Granted, the worst press has come from the National Football League. Whether the spate of spousal abuse cases or the sickening story of Adrian Peterson hitting a four-year-old child with a tree branch, pro football has an image problem. However, the recent passing of Sean O'Haire shed a renewed light wrestlers being charged with domestic violence. O'Haire, Steve Austin, Scott Hall, Necro Butcher, and Chyna are the most notable cases within the last 15 years. Furthermore, Jimmy Snuka still has not been cleared in Nancy Argentino's death, which is the all-too-common, most extreme and tragic end to domestic abuse. Yet, in nearly every case, the abuser has had far too much support than I find comfortable.

In nearly every case of domestic violence, whether towards a spouse or child, the amount of victim blaming that more often than not has a tinge of misogyny or racism to it comes bellowing forth. "Well, Janay Rice spat on Ray, so she deserved it." "Oh, Peterson was just disciplining his child." "If these women don't leave their abusers, then it's their fault for staying and receiving the beatings." "Oh, Argentino shouldn't have trusted Snuka, he is a savage, you know." "A woman beating a man? HAHA, what a pussy!"

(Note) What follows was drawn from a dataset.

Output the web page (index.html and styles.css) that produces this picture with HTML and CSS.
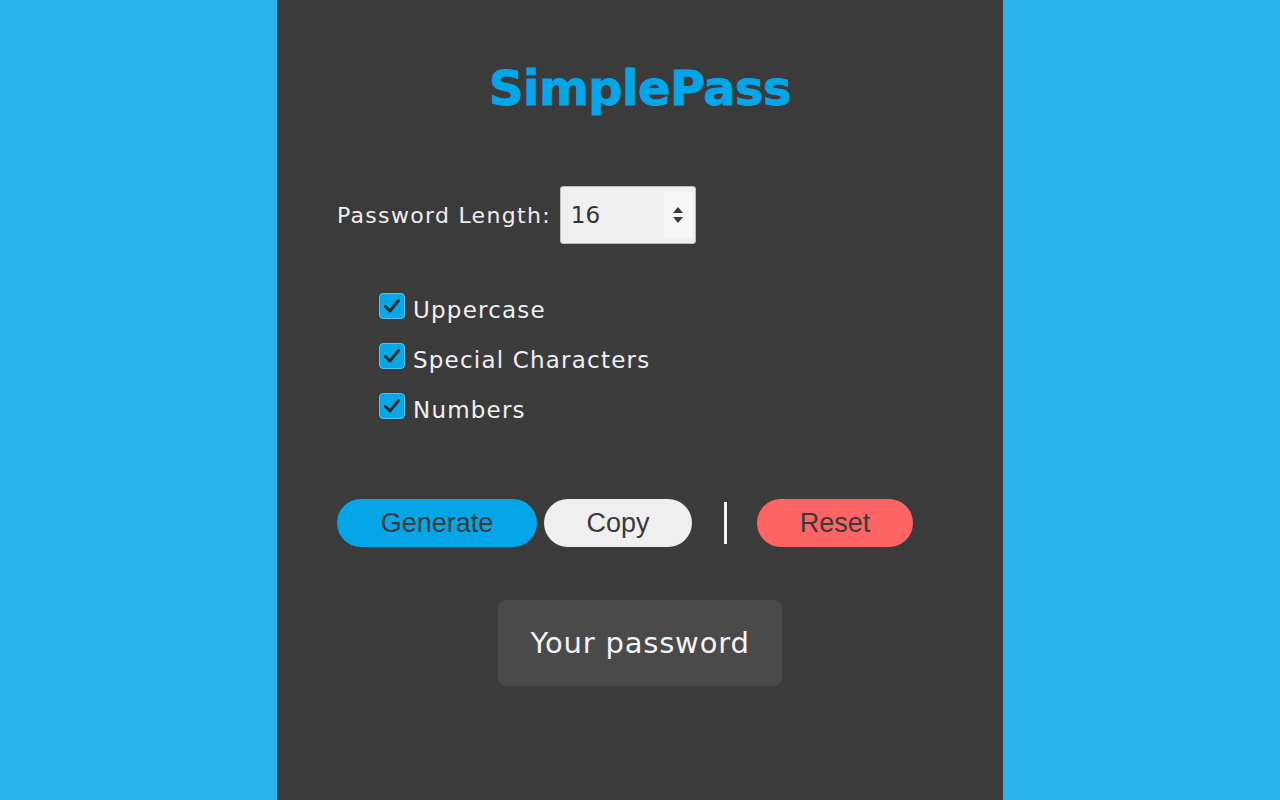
FILE: index.html
```html
<!DOCTYPE html>
<html>
<head>
<meta charset="utf-8">
<link rel="stylesheet" href="styles.css">
</head>
<body>
<main class="panel">
  <h1 class="title">SimplePass</h1>
  <div class="length-row">
    <span class="length-label">Password Length:</span>
    <div class="num-input">
      <span class="num-value">16</span>
      <span class="spinner">
        <svg width="12" height="28" viewBox="0 0 12 28"><path d="M6 6 L11 12 L1 12 Z" fill="#3a3a3a"/><path d="M1 16 L11 16 L6 22 Z" fill="#3a3a3a"/></svg>
      </span>
    </div>
  </div>
  <ul class="options">
    <li class="option"><span class="check"><svg width="22" height="22" viewBox="0 0 22 22"><path d="M4.5 11.5 L9 16 L17.5 5.5" fill="none" stroke="#2e2e2e" stroke-width="3" stroke-linecap="round" stroke-linejoin="round"/></svg></span><span class="opt-label">Uppercase</span></li>
    <li class="option"><span class="check"><svg width="22" height="22" viewBox="0 0 22 22"><path d="M4.5 11.5 L9 16 L17.5 5.5" fill="none" stroke="#2e2e2e" stroke-width="3" stroke-linecap="round" stroke-linejoin="round"/></svg></span><span class="opt-label">Special Characters</span></li>
    <li class="option"><span class="check"><svg width="22" height="22" viewBox="0 0 22 22"><path d="M4.5 11.5 L9 16 L17.5 5.5" fill="none" stroke="#2e2e2e" stroke-width="3" stroke-linecap="round" stroke-linejoin="round"/></svg></span><span class="opt-label">Numbers</span></li>
  </ul>
  <div class="buttons">
    <button class="btn btn-generate">Generate</button>
    <button class="btn btn-copy">Copy</button>
    <span class="divider"></span>
    <button class="btn btn-reset">Reset</button>
  </div>
  <div class="output-wrap">
    <div class="output">Your password</div>
  </div>
</main>
</body>
</html>
```
FILE: styles.css
```css
html, body {
  margin: 0;
  padding: 0;
  height: 100%;
}
body {
  background: #29b3e8;
  display: flex;
  justify-content: center;
}
.panel {
  width: 726px;
  height: 800px;
  box-sizing: border-box;
  background: #3b3b3b;
  padding: 56px 60px 0 60px;
  font-family: "DejaVu Sans", sans-serif;
  color: #f2f2f2;
}
.title {
  margin: 0;
  text-align: center;
  font-family: "DejaVu Sans", sans-serif;
  font-weight: 800;
  font-size: 48px;
  line-height: 64px;
  color: #05a6e8;
  letter-spacing: -0.6px;
  -webkit-text-stroke: 0.9px #05a6e8;
}
.length-row {
  display: flex;
  align-items: center;
  margin-top: 66px;
  gap: 9px;
}
.length-label {
  font-size: 22px;
  letter-spacing: 1.3px;
  color: #eeeeee;
}
.num-input {
  width: 136px;
  height: 58px;
  box-sizing: border-box;
  background: #f0f0f0;
  border: 1px solid #bdbdbd;
  border-radius: 3px;
  display: flex;
  align-items: center;
  justify-content: space-between;
  padding: 0 2px 0 10px;
}
.num-value {
  font-family: "DejaVu Sans", sans-serif;
  font-size: 23px;
  color: #333;
}
.spinner {
  display: flex;
  align-items: center;
  justify-content: center;
  width: 29px;
  height: 46px;
  background: #f6f6f6;
}
.options {
  list-style: none;
  margin: 49px 0 0 42px;
  padding: 0;
  display: flex;
  flex-direction: column;
  gap: 24px;
}
.option {
  display: flex;
  align-items: center;
  gap: 8px;
  height: 26px;
}
.check {
  width: 26px;
  height: 26px;
  box-sizing: border-box;
  background: #0aa7e6;
  border: 1px solid #4cc3f0;
  border-radius: 4px;
  display: flex;
  align-items: center;
  justify-content: center;
}
.opt-label {
  font-size: 23px;
  letter-spacing: 1.2px;
  color: #f0f0f0;
  position: relative;
  top: 4px;
}
.buttons {
  display: flex;
  align-items: center;
  margin-top: 80px;
  gap: 7px;
}
.btn {
  height: 48px;
  border: none;
  border-radius: 24px;
  font-family: "Liberation Sans", sans-serif;
  font-size: 27px;
  color: #3a3a3a;
  padding: 0;
  cursor: pointer;
}
.btn-generate {
  width: 200px;
  background: #05a6e8;
}
.btn-copy {
  width: 148px;
  background: #efefef;
}
.btn-reset {
  width: 156px;
  background: #fe6464;
}
.divider {
  width: 3px;
  height: 42px;
  background: #f4f4f4;
  margin: 0 23px 0 25px;
}
.output-wrap {
  display: flex;
  justify-content: center;
  margin-top: 53px;
}
.output {
  width: 284px;
  height: 86px;
  box-sizing: border-box;
  background: #4a4a4a;
  border-radius: 8px;
  display: flex;
  align-items: center;
  justify-content: center;
  font-size: 29px;
  letter-spacing: 0.8px;
  color: #f4f4f4;
}
```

What do those cases and those reactions have in common with the innocuous-in-comparison bullying that goes on from the good guys to the bad guys? Those excuses are way too easily transposed onto those cases of bullying, and thus make the crowd more inured to the idea that common malfeasance can and should be met with excessive force. Even in cases where NPCs get physical, like how Sensational Sherri used to attack the Macho King's opponents, is cold-cocking her really an appropriate response? In the eye-for-an-eye world of pro wrestling and without using any context, sure, but then again, walloping, say, an interfering Ted DiBiase might make sense. He's a proven wrestler who can defend himself. But Sherri? She was 100 pounds soaking wet. For someone like Hulk Hogan or Ultimate Warrior to hit her like they would DiBiase would threaten her life.

In some cases, Sherri would take the full brunt of a move, but in some cases, the good guy would show restraint, which is the truest mark of a babyface. A competitor who shows mercy to a completely defeated or overmatched opponent, even when they don't have to, shows the most honor in a story term, but it is the bare minimum required in a legal sense. To take it even further, most martial arts disciplines emphasize defense instead of offense, and for conflict dissipation to be the first step. Obviously, wrestling would be boring with diplomacy as the first option for all conflicts, but the rest of the stuff applies.

If wrestling were presented as a faux-sport in the vein of boxing or NASCAR, and wrestlers were presented as cults of personality with their own groups of fans. However, traditional wrestling, which apparently WWE still purveys, is a morality play, embedded in its terminology. Babyfaces are the good guys; heels are the baddies. If WWE is going to have good guys, shouldn't they be good? Shouldn't WWE enable responsible, emulatable behavior and not shitty, regressive attitudes?

Sure, WWE doesn't have to put on a socially responsible product - it is entertainment, after all - but more and more, entertainment outlets are being held to higher standards. Honestly, anything from which the people can derive joy should look to raise up the oppressed, the weak, and the downtrodden rather than continue ideals that perpetuate the barbaric "might equals right" status quo. That statement might seem silly in an entertainment medium based on people staging worked fights to resolve differences. However, making violence the centerpiece of entertainment can be done in an acceptable manner. Cena throwing hands with Lesnar absolutely belongs in that spectrum. Cena manhandling Heyman? Well, that action would be one way of turning someone with right intentions into a villain.

Weasels like Heyman can and should get comeuppance in ways that don't involve them getting beaten within inches of their lives. Wrestling companies, whether global like WWE or local, should start practicing better ways fulfilling retribution against their transgressions rather than bullying them.